• [GIVEN TASK] You are to retype all of the data exactly as it appears.

• [RECORDS FOR THE EXERCISE]
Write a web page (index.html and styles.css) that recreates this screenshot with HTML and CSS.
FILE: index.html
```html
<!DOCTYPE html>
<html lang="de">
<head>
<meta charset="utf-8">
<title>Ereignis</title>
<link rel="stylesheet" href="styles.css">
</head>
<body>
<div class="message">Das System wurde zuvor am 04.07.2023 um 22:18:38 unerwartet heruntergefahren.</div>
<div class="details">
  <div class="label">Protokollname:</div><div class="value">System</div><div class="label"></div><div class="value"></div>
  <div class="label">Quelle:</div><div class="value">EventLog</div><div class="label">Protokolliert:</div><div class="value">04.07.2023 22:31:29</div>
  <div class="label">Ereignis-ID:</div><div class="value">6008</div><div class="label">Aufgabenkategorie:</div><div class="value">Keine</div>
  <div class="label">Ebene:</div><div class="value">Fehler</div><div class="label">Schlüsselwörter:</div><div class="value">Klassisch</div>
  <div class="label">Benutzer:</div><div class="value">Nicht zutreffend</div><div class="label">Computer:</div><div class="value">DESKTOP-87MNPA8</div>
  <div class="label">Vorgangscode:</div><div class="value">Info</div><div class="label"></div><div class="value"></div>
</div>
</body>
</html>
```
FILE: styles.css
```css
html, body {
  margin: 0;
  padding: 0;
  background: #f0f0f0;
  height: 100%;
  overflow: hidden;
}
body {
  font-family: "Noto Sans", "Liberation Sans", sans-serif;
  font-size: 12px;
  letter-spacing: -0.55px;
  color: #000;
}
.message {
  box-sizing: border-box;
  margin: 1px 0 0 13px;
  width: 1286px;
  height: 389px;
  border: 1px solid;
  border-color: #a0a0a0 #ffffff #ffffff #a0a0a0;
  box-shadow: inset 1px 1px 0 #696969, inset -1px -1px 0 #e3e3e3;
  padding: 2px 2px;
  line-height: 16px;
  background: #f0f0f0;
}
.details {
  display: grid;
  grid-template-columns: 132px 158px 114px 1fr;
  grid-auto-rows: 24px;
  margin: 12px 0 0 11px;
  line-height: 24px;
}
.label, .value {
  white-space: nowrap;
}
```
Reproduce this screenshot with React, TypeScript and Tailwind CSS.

• [RESULT FOR THIS TASK]
Write a web page (index.html and styles.css) that recreates this screenshot with HTML and CSS.
FILE: index.html
```html
<!DOCTYPE html>
<html lang="de">
<head>
<meta charset="utf-8">
<title>Ereignis</title>
<link rel="stylesheet" href="styles.css">
</head>
<body>
<div class="message">Das System wurde zuvor am 04.07.2023 um 22:18:38 unerwartet heruntergefahren.</div>
<div class="details">
  <div class="label">Protokollname:</div><div class="value">System</div><div class="label"></div><div class="value"></div>
  <div class="label">Quelle:</div><div class="value">EventLog</div><div class="label">Protokolliert:</div><div class="value">04.07.2023 22:31:29</div>
  <div class="label">Ereignis-ID:</div><div class="value">6008</div><div class="label">Aufgabenkategorie:</div><div class="value">Keine</div>
  <div class="label">Ebene:</div><div class="value">Fehler</div><div class="label">Schlüsselwörter:</div><div class="value">Klassisch</div>
  <div class="label">Benutzer:</div><div class="value">Nicht zutreffend</div><div class="label">Computer:</div><div class="value">DESKTOP-87MNPA8</div>
  <div class="label">Vorgangscode:</div><div class="value">Info</div><div class="label"></div><div class="value"></div>
</div>
</body>
</html>
```
FILE: styles.css
```css
html, body {
  margin: 0;
  padding: 0;
  background: #f0f0f0;
  height: 100%;
  overflow: hidden;
}
body {
  font-family: "Noto Sans", "Liberation Sans", sans-serif;
  font-size: 12px;
  letter-spacing: -0.55px;
  color: #000;
}
.message {
  box-sizing: border-box;
  margin: 1px 0 0 13px;
  width: 1286px;
  height: 389px;
  border: 1px solid;
  border-color: #a0a0a0 #ffffff #ffffff #a0a0a0;
  box-shadow: inset 1px 1px 0 #696969, inset -1px -1px 0 #e3e3e3;
  padding: 2px 2px;
  line-height: 16px;
  background: #f0f0f0;
}
.details {
  display: grid;
  grid-template-columns: 132px 158px 114px 1fr;
  grid-auto-rows: 24px;
  margin: 12px 0 0 11px;
  line-height: 24px;
}
.label, .value {
  white-space: nowrap;
}
```
Reproduce this screenshot with React, TypeScript and Tailwind CSS.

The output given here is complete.